Direct correlation of structural and electrical properties of electron-doped individual VO2 nanowires on devised TEM grids

Abstract

Nano-scale VO2 wires with controlled parameters such as electron-doping have attracted intense interest due to their capability of suppressing the temperature of the metal-insulator transition (MIT). However, because their diameters are smaller than the spatial resolutions of the conventional measuring equipment, the ability to perform a thorough examination of the wires has been hindered. Here, we report the fabrication of a transmission electron microscopy (TEM) grid with an optimum design of Si3N4 windows on which the photolithography for individual electron-doped VO2 nanowire devices can be safely accomplished, allowing the cross-examination of the structural and electrical properties.
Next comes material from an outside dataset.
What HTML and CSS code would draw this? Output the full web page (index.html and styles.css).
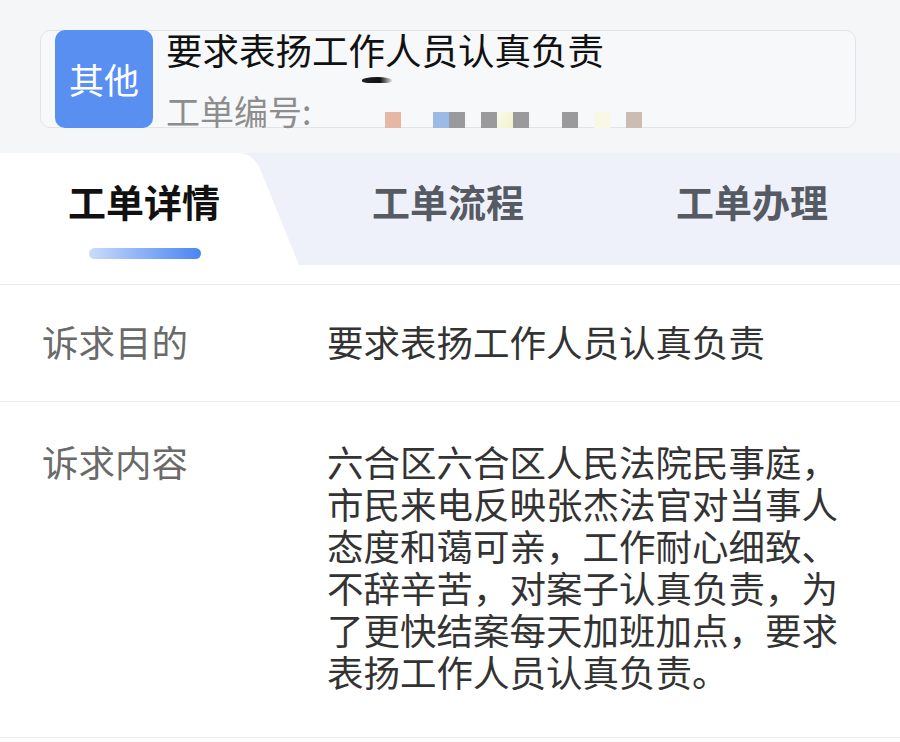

TEM dark-field imaging was used to quantitatively investigate the fractions of rutile and M1 phases, and their lattice alignments were observed using high-resolution TEM (HRTEM) with small area diffraction. Moreover, electron energy loss spectroscopy (EELS) revealed that the rutile domain would be created by the strain induced by oxygen vacancies. Importantly, we successfully tuned the transition temperature by changing the rutile fraction while maintaining a high level of resistivity change. The resistivity at room temperature linearly decreased with the rutile fraction, following a simple model. Furthermore, the T dependence of the threshold voltage can be attributed to the Joule heating, exhibiting an identical thermal dependence, irrespective of the rutile fraction.